Studio album by Rosie Thomas
- Released: September 23, 2003
- Genre: Alternative
- Length: 39:03
- Label: Sub Pop
- Producers: Rosie Thomas, Eric Fisher, Martin Feveyear

Rosie Thomas chronology
| Paper Aeroplane (2002) | Only with Laughter Can You Win (2003) | If Songs Could Be Held (2005) |

= Only with Laughter Can You Win =

Only with Laughter Can You Win is the second album by American singer-songwriter Rosie Thomas, released on September 23, 2003 by Sub Pop.

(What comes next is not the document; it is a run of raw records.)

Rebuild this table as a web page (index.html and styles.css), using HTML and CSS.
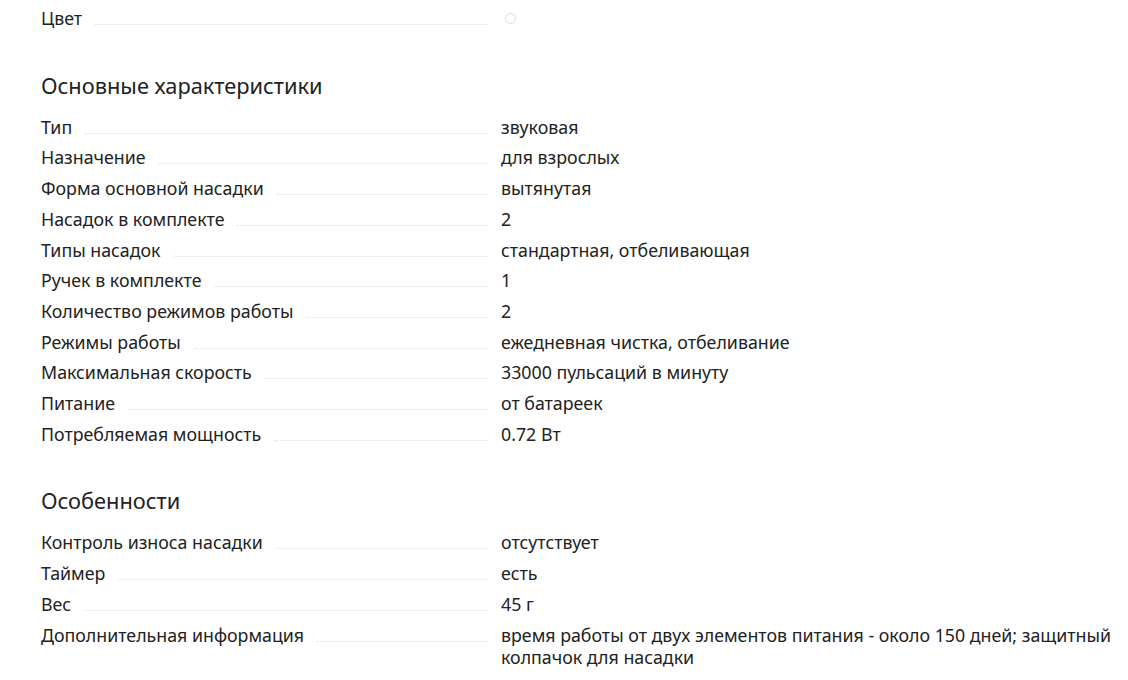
FILE: index.html
```html
<!DOCTYPE html>
<html lang="ru">
<head>
  <meta charset="UTF-8" />
  <title>Характеристики</title>
  <link rel="stylesheet" href="styles.css">
</head>
<body>
  <div class="specs">
    <div class="spec-group">
      <div class="spec-row">
        <div class="spec-name"><span>Цвет</span><i class="dots"></i></div>
        <div class="spec-value"><span class="swatch"></span></div>
      </div>
    </div>

    <div class="spec-group">
      <h2>Основные характеристики</h2>
      <div class="spec-row">
        <div class="spec-name"><span>Тип</span><i class="dots"></i></div>
        <div class="spec-value">звуковая</div>
      </div>
      <div class="spec-row">
        <div class="spec-name"><span>Назначение</span><i class="dots"></i></div>
        <div class="spec-value">для взрослых</div>
      </div>
      <div class="spec-row">
        <div class="spec-name"><span>Форма основной насадки</span><i class="dots"></i></div>
        <div class="spec-value">вытянутая</div>
      </div>
      <div class="spec-row">
        <div class="spec-name"><span>Насадок в комплекте</span><i class="dots"></i></div>
        <div class="spec-value">2</div>
      </div>
      <div class="spec-row">
        <div class="spec-name"><span>Типы насадок</span><i class="dots"></i></div>
        <div class="spec-value">стандартная, отбеливающая</div>
      </div>
      <div class="spec-row">
        <div class="spec-name"><span>Ручек в комплекте</span><i class="dots"></i></div>
        <div class="spec-value">1</div>
      </div>
      <div class="spec-row">
        <div class="spec-name"><span>Количество режимов работы</span><i class="dots"></i></div>
        <div class="spec-value">2</div>
      </div>
      <div class="spec-row">
        <div class="spec-name"><span>Режимы работы</span><i class="dots"></i></div>
        <div class="spec-value">ежедневная чистка, отбеливание</div>
      </div>
      <div class="spec-row">
        <div class="spec-name"><span>Максимальная скорость</span><i class="dots"></i></div>
        <div class="spec-value">33000 пульсаций в минуту</div>
      </div>
      <div class="spec-row">
        <div class="spec-name"><span>Питание</span><i class="dots"></i></div>
        <div class="spec-value">от батареек</div>
      </div>
      <div class="spec-row">
        <div class="spec-name"><span>Потребляемая мощность</span><i class="dots"></i></div>
        <div class="spec-value">0.72 Вт</div>
      </div>
    </div>

    <div class="spec-group">
      <h2>Особенности</h2>
      <div class="spec-row">
        <div class="spec-name"><span>Контроль износа насадки</span><i class="dots"></i></div>
        <div class="spec-value">отсутствует</div>
      </div>
      <div class="spec-row">
        <div class="spec-name"><span>Таймер</span><i class="dots"></i></div>
        <div class="spec-value">есть</div>
      </div>
      <div class="spec-row">
        <div class="spec-name"><span>Вес</span><i class="dots"></i></div>
        <div class="spec-value">45 г</div>
      </div>
      <div class="spec-row">
        <div class="spec-name"><span>Дополнительная информация</span><i class="dots"></i></div>
        <div class="spec-value">время работы от двух элементов питания - около 150 дней; защитный колпачок для насадки</div>
      </div>
    </div>
  </div>
</body>
</html>
```

FILE: styles.css
```css
* {
  box-sizing: border-box;
  margin: 0;
  padding: 0;
}

body {
  background: #ffffff;
  color: #222222;
  font-family: 'Noto Sans', 'Open Sans', sans-serif;
  font-size: 17.8px;
  line-height: 22.7px;
}

.specs {
  padding: 3px 0 0 41px;
}

.spec-group + .spec-group {
  margin-top: 37px;
}

h2 {
  font-size: 21.8px;
  font-weight: 400;
  line-height: 30px;
  margin-bottom: 11px;
}

.spec-row {
  display: grid;
  grid-template-columns: 460px 1fr;
  padding: 4px 0;
}

.spec-name {
  display: flex;
  align-items: baseline;
}

.dots {
  flex: 1;
  margin: 0 14px 0 13px;
  border-bottom: 1px dotted #dedede;
}

.spec-value {
  padding-right: 10px;
}

.swatch {
  display: inline-block;
  width: 11px;
  height: 11px;
  margin: 6px 0 0 4px;
  border: 1px solid #dcdcdc;
  border-radius: 50%;
  vertical-align: top;
}
```
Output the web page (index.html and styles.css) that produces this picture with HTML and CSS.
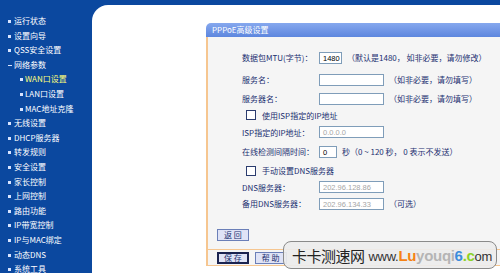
FILE: index.html
```html
<!doctype html>
<html>
<head>
<meta charset="utf-8">
<title>PPPoE高级设置</title>
<link rel="stylesheet" href="styles.css">
</head>
<body>
	<div class="page">
		<ul class="menu">
			<li>运行状态</li>
			<li>设置向导</li>
			<li>QSS安全设置</li>
			<li class="open">网络参数</li>
			<li class="sub on">WAN口设置</li>
			<li class="sub">LAN口设置</li>
			<li class="sub">MAC地址克隆</li>
			<li>无线设置</li>
			<li>DHCP服务器</li>
			<li>转发规则</li>
			<li>安全设置</li>
			<li>家长控制</li>
			<li>上网控制</li>
			<li>路由功能</li>
			<li>IP带宽控制</li>
			<li>IP与MAC绑定</li>
			<li>动态DNS</li>
			<li>系统工具</li>
		</ul>

		<div class="main">
			<div class="box">
				<div class="box-title">PPPoE高级设置</div>
				<div class="box-body">
					<div class="row h23">
						<span class="label">数据包MTU(字节)：</span>
						<span class="field mtu">1480</span>
						<span class="note">（默认是1480， 如非必要，请勿修改）</span>
					</div>
					<div class="row h21">
						<span class="label">服务名：</span>
						<span class="field"></span>
						<span class="note">（如非必要，请勿填写）</span>
					</div>
					<div class="row h17">
						<span class="label">服务器名：</span>
						<span class="field"></span>
						<span class="note">（如非必要，请勿填写）</span>
					</div>
					<div class="row h16 check">
						<span class="box-check"></span>
						<span class="label">使用ISP指定的IP地址</span>
					</div>
					<div class="row h18">
						<span class="label">ISP指定的IP地址：</span>
						<span class="field off">0.0.0.0</span>
					</div>
					<div class="row h21">
						<span class="label">在线检测间隔时间：</span>
						<span class="field sec">0</span>
						<span class="note">秒（0 ~ 120 秒， 0 表示不发送）</span>
					</div>
					<div class="row h17 check">
						<span class="box-check"></span>
						<span class="label">手动设置DNS服务器</span>
					</div>
					<div class="row h16">
						<span class="label">DNS服务器：</span>
						<span class="field off">202.96.128.86</span>
					</div>
					<div class="row h17">
						<span class="label">备用DNS服务器：</span>
						<span class="field off">202.96.134.33</span>
						<span class="note">（可选）</span>
					</div>

					<div class="back"><span class="btn">返 回</span></div>
				</div>
				<div class="box-foot">
					<span class="btn focus">保 存</span>
					<span class="btn">帮 助</span>
				</div>
			</div>
		</div>
	</div>

	<div class="mark">
		<span class="mark-cn">卡卡测速网</span>
		<span class="mark-url">www.<b class="o">Lu</b><b class="g">youqi</b><b class="b">6</b><b class="gr">.c</b>om</span>
	</div>
</body>
</html>
```

FILE: styles.css
```css
*{ margin:0; padding:0;}
body{
	background:#0b489f;
	overflow:hidden;
	width:500px;
	height:273px;
	position:relative;
	font-family:"Noto Sans CJK SC","DejaVu Sans",sans-serif;
	font-size:8px;
}
.page{
	display:flex;
	height:273px;
}

/* 左侧菜单 */
.menu{
	width:92px;
	flex:none;
	list-style:none;
	padding-top:14px;
	color:#fff;
}
.menu li{
	height:14.6px;
	line-height:14.6px;
	padding-left:14px;
	position:relative;
	white-space:nowrap;
}
.menu li:before{
	content:'';
	position:absolute;
	left:8px;
	top:6px;
	width:3px;
	height:3px;
	background:#d8e4ff;
}
.menu li.open:before{
	width:4px;
	height:1px;
	top:7px;
}
.menu li.sub{ padding-left:25px;}
.menu li.sub:before{ left:20px;}
.menu li.on{ color:#ffff7a;}

/* 右侧主体 */
.main{
	flex:1;
	margin-top:5px;
	background:#fff;
	border-radius:16px 0 0 0;
	padding:18px 0 0 114px;
	overflow:hidden;
}
.box{
	width:300px;
	color:#1b2f70;
}
.box-title{
	height:14px;
	line-height:14px;
	padding-left:6px;
	color:#fff;
	background:linear-gradient(#86a8ee,#5d86de);
	border-radius:5px 0 0 0;
}
.box-body{
	background:#f5f5f5;
	border-left:2px solid #f6c690;
	padding:9px 0 8px 0;
}
.row{
	display:flex;
	align-items:center;
	padding-left:34px;
}
.h23{ height:23px;}
.h21{ height:21px;}
.h18{ height:18px;}
.h17{ height:17px;}
.h16{ height:16px;}
.label{
	width:77px;
	flex:none;
	white-space:nowrap;
}
.check{ padding-left:38px;}
.check .label{ width:auto;}
.box-check{
	width:8px;
	height:8px;
	border:1px solid #2b3c6e;
	background:#fff;
	margin-right:6px;
}
.field{
	width:65px;
	height:12px;
	line-height:12px;
	border:1px solid #7f9db9;
	background:#fff;
	color:#000;
	padding-left:3px;
	box-sizing:border-box;
	font-family:"Liberation Sans",sans-serif;
	font-size:7.5px;
}
.field.mtu{ width:23px;}
.field.sec{ width:18px;}
.field.off{ color:#a6a6a6;}
.note{
	margin-left:5px;
	white-space:nowrap;
}
.back{
	padding:17px 0 0 9px;
}
.btn{
	display:inline-block;
	height:12px;
	line-height:10px;
	padding:0 6px;
	border:1px solid #6b7fb8;
	background:#dfe3f6;
	color:#1b2f70;
	box-sizing:border-box;
}
.btn.focus{
	border:2px solid #1a2350;
	line-height:8px;
	padding:0 5px;
}
.box-foot{
	border-top:1px solid #f6c690;
	border-bottom:1px solid #f6c690;
	border-left:2px solid #f6c690;
	background:#f5f5f5;
	height:17px;
	padding:2px 0 0 9px;
	box-sizing:border-box;
	display:flex;
	gap:6px;
}

/* 水印 */
.mark{
	position:absolute;
	left:283px;
	top:241px;
	width:214px;
	height:28px;
	box-sizing:border-box;
	border:1px solid #8a8a8a;
	border-radius:8px;
	background:rgba(236,236,236,0.93);
	display:flex;
	align-items:center;
	padding-left:8px;
	white-space:nowrap;
	overflow:hidden;
}
.mark-cn{
	font-size:15px;
	color:#222;
	letter-spacing:-0.5px;
}
.mark-url{
	font-family:"Liberation Sans",sans-serif;
	font-size:13px;
	color:#333;
	margin-left:4px;
	letter-spacing:-0.3px;
}
.mark-url b{ font-size:15px;}
.mark-url .o{ color:#f58214;}
.mark-url .g{ color:#b5b5b5;}
.mark-url .b{ color:#3c8cdc;}
.mark-url .gr{ color:#8cd228;}
```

The album's title is taken from the lyric of Joni Mitchell's "Roses Blue". "All My Life" was used in the television series Alias. "Let Myself Fall", recorded in St. John's Church, Detroit, features a duet with Thomas's mother and her father, brothers and sister also feature on "I Play Music". The album also features Sam Beam (Iron & Wine) on "Red Rover".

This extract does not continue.